As mentioned above why not go to 31 gallons, that's too large for my needs, wants and design. The 21-22 gallon MLT and boil kettles size will allow me plenty of head space above the mash and boil kettles liquid level when a 18-19 plus gallon mash volume is required. I did see a AG demo brew at a LHBS that used those 50 litre MLT and boil pots that had less than 1/2" from the top of pot with only 1/4" liquid above the grain bed then attempted a fly sparge resulting in a lot of liquid on the floor. A quick opinion was made on that system. The same manufactured 50 litre imported boil pot was used with little head space left with a boil over that followed. Another AG different LHBS with keggles I watched a Russsian Stout with a big grain bill filled to the MLT's brim, again my opinion go larger for big grain bills if that is what you like to brew. That would include me. After this second viewing I knew I would not be happy hence coming up with a 21-22 gallons design of total volume I came up with for more MLT and boil volume plus head space. My thinking it would be nice to be able to boil 19 plus gallons down and still have 16 for the fermenter. Later to fill 3 corny's with 15 gallons total not a partically filled third corny. This capacity of a brew system would allow me to make full 15 gallon net, 10 or 5 with this design. Larger manufactured kettles are way to expensive for my liking why pay hundreds of dollars on something I can make as I have the kegs besides the larger diameter of these pots open surface area vs a 10" or 12" opening cut on a keggle maintaining a smaller volume of boil off within what is needed.

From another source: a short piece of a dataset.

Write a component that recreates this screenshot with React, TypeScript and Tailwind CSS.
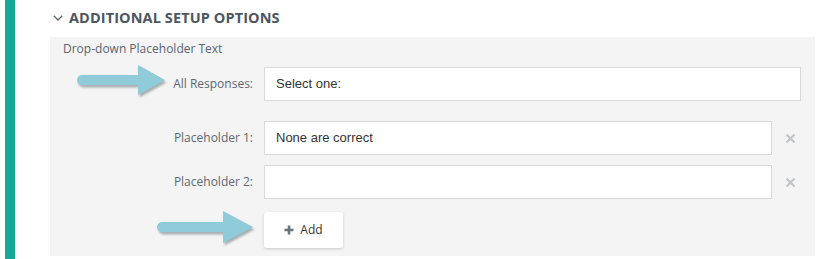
import React from "react";

function Arrow({ w, h, shaftStart, headStart, tip, cy, shaftHalf, headHalf }: { w: number; h: number; shaftStart: number; headStart: number; tip: number; cy: number; shaftHalf: number; headHalf: number }) {
  const d = `M ${shaftStart + shaftHalf} ${cy - shaftHalf} L ${headStart} ${cy - shaftHalf} L ${headStart} ${cy - headHalf} L ${tip} ${cy} L ${headStart} ${cy + headHalf} L ${headStart} ${cy + shaftHalf} L ${shaftStart + shaftHalf} ${cy + shaftHalf} A ${shaftHalf} ${shaftHalf} 0 0 1 ${shaftStart + shaftHalf} ${cy - shaftHalf} Z`;
  return (
    <svg width={w} height={h} viewBox={`0 0 ${w} ${h}`}>
      <defs>
        <filter id={`b${w}`} x="-20%" y="-40%" width="140%" height="180%">
          <feGaussianBlur stdDeviation="1.2" />
        </filter>
      </defs>
      <path d={d} fill="#6b7478" opacity="0.55" transform="translate(1.5,2.5)" filter={`url(#b${w})`} />
      <path d={d} fill="#8fcbd9" />
    </svg>
  );
}

function XIcon() {
  return (
    <svg width="11" height="11" viewBox="0 0 11 11">
      <path d="M1.5 1.5 L9.5 9.5 M9.5 1.5 L1.5 9.5" stroke="#c3c6c8" strokeWidth="2.2" strokeLinecap="butt" />
    </svg>
  );
}

export default function App() {
  const labelCls = "w-[201px] text-right text-[12px] text-[#5f6871] pr-[11px] leading-none";
  const inputCls = "h-[34px] bg-white border border-[#d9d9d9] flex items-center px-[11px] text-[13px] text-[#333] font-['Liberation_Sans',Arial,sans-serif]";
  return (
    <div className="w-[817px] h-[259px] bg-white flex font-['Open_Sans',sans-serif] relative overflow-hidden">
      <div className="ml-[5px] w-[10px] h-full bg-[#17a996]" />
      <div className="ml-[35px] flex flex-col">
        <div className="h-[37px] flex items-center pl-[3px] gap-[6px] pb-[1px]">
          <svg width="10" height="6" viewBox="0 0 10 6">
            <path d="M0.8 0.8 L5 5 L9.2 0.8" stroke="#5b6570" strokeWidth="1.3" fill="none" />
          </svg>
          <span className="text-[14.5px] font-bold text-[#4c5661] tracking-[0.1px]">ADDITIONAL SETUP OPTIONS</span>
        </div>
        <div className="w-[765px] h-[219px] bg-[#f4f4f4] flex flex-col pl-[13px]">
          <div className="pt-[4px] h-[19px] text-[12px] text-[#5a6470] leading-[16px]">Drop-down Placeholder Text</div>
          <div className="mt-[11px] flex items-center">
            <div className={labelCls}>All Responses:</div>
            <div className={`${inputCls} w-[537px]`}>Select one:</div>
          </div>
          <div className="mt-[20px] flex items-center">
            <div className={labelCls}>Placeholder 1:</div>
            <div className={`${inputCls} w-[508px]`}>None are correct</div>
            <div className="ml-[13px]"><XIcon /></div>
          </div>
          <div className="mt-[10px] flex items-center">
            <div className={labelCls}>Placeholder 2:</div>
            <div className={`${inputCls} w-[508px]`}></div>
            <div className="ml-[13px]"><XIcon /></div>
          </div>
          <div className="mt-[13px] flex">
            <div className="w-[201px]" />
            <button className="w-[79px] h-[36px] bg-white rounded-[3px] shadow-[0_1px_3px_rgba(0,0,0,0.18)] flex items-center justify-center gap-[6px] text-[12px] text-[#333]">
              <svg width="10" height="10" viewBox="0 0 10 10">
                <path d="M5 0.5 V9.5 M0.5 5 H9.5" stroke="#6a737b" strokeWidth="2.6" />
              </svg>
              <span>Add</span>
            </button>
          </div>
        </div>
      </div>
      <div className="absolute left-[77px] top-[63px]">
        <Arrow w={94} h={38} shaftStart={0} headStart={61} tip={88} cy={17} shaftHalf={5} headHalf={15} />
      </div>
      <div className="absolute left-[155px] top-[207px]">
        <Arrow w={104} h={42} shaftStart={2} headStart={68} tip={98} cy={20} shaftHalf={5} headHalf={16} />
      </div>
    </div>
  );
}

I have a larger GFI breaker available if needed free besides #12 to #2/4 SOO cord handy, a couple hundred feet of each size in storage.
Welders and brewing system will take up a large amount of the large size S00 cords, I had future plans when I took these free cords home. The pack rat in me.
Below not related to OP thread reply just something I just wanted to add;
The cords were a free for the asking at the end of a 3 1/2 year job. Temp power SOO cords just dusty from car and truck exhaust in ventilation ducts 7' x 22' cement over time. As many as 7 runs x two tunnels over 3,900' long each were yanked out with a tractor and headed to the scrap yard. A state Cal/Trans highway job where time vs cord value wasn't an issue, they, Cal/Trans already paid for the SOO cords. On a multi million dollar job over 100, cords were not an issue. I collected what I wanted before it was ripped out into shreds. I took many loads to scrap with the companies 5 ton truck with my crew. Over $83K in SOO cord alone not counting the #12 to 250 MCM removed the year before for "$47K in scrap. The company wanted half plus the cost of the diesel used. Best part we were paid on company time then split the money amongst the crew. This only after the crew was scaled way down, a little greed kicked in with the original foremen and crew members. My share went to a new 251 Mig w/30A gun and two 280 cu/ft bottles owner owned for the Tig and Mig, kids college bank accounts, family Hawaiian vacation plus $2,500 for homeless battered mothers in my town. I'm not a total cheap bast**d / A-hole it comes from the heart. Easy come easy go plus karma. To spend my money on a high dollar manufacrured brew unit is where I draw the line, no way.
Moderators, if this is way off forum topic and needs to be removed do so I respect your opinions.